Allí también nos reciben en Kawashima shuzo S.A., una industria local del mejor sake. En sus más de 140 años de tradición de la marca Matsu no Hana trabajan durante otoño, invierno y primavera, escogiendo la mejor época para cada fase y prescindiendo del verano, porque conllevaría utilizar aire acondicionado e ir contra la naturaleza.
Como se cree que el sake es el mejor de los remedios —idóneo para resaltar el sabor de las comidas y estimular conversaciones— nos dan a probar tres variedades, y nos incitan con una generosa porción de tofu, que, aseguran, es mejor que comer carne, porque no hay nada como la soya.
El valle de las posadas
Un minshuku es la vivienda privada adonde van los visitantes a rentar. Allí se comunican por señas con los anfitriones. Todavía hay nieve en las calles. Por eso esa noche comeremos sukiyaki, cena que se cocina entre todos y proporciona calor humano, explica Hiroaki Kurutanie, nuestro anfitrión y hospedero de la casa Izumiya.

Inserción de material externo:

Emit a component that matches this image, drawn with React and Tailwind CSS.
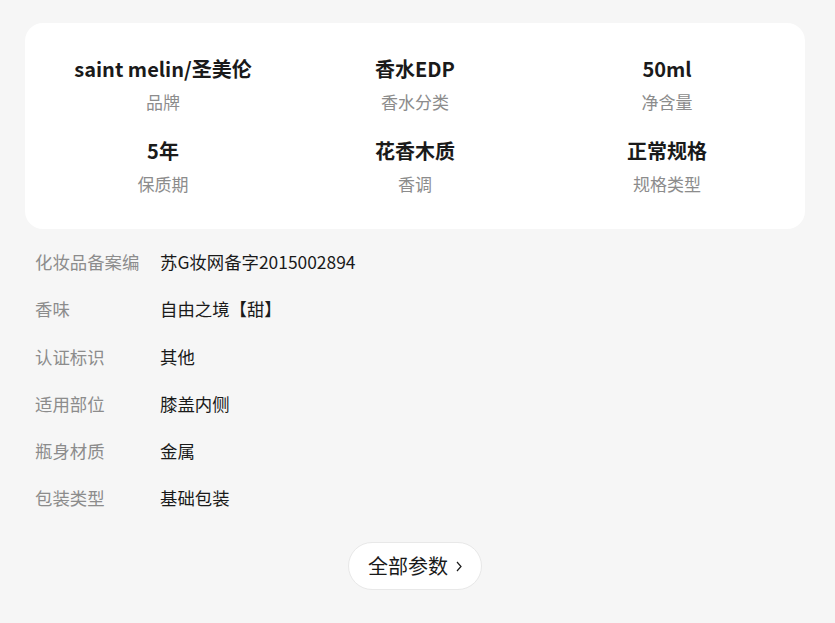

Hiroaki y su esposa hacen que nos sintamos de maravilla. Nos llevan al templo budista al que asisten las 11 familias del valle de las posadas (hakodate) a meditar, aunque en casa tienen altar para venerar a sus antepasados.
En la noche escribimos Japón, Cuba, Amistad, Paz y Sake… en caligrafía japonesa, o shodo. Algunas parecen obras de arte, nos dicen cuando el resultado no es perfecto. Es nuestro estreno, nos consolamos, y escuchamos cómo la guía Miki Wada explica que alrededor de los 23 años es que un japonés puede leer el periódico, porque demoran entre 12 y 18 en aprender los métodos de escritura.
Pero los encantos del valle de las posadas no se acaban todavía. Allí también tienen los baños colectivos y térmicos, de los que el cuerpo sale completamente desintoxicado, para luego ir a dormir a los tatamis tradicionales, después de que se ha caminado sin zapatos por el minshuku durante todo el día. ¿Qué más se puede pedir para estar en conexión total con el entorno? ¿Cómo no defender lo autóctono si es increíblemente universal?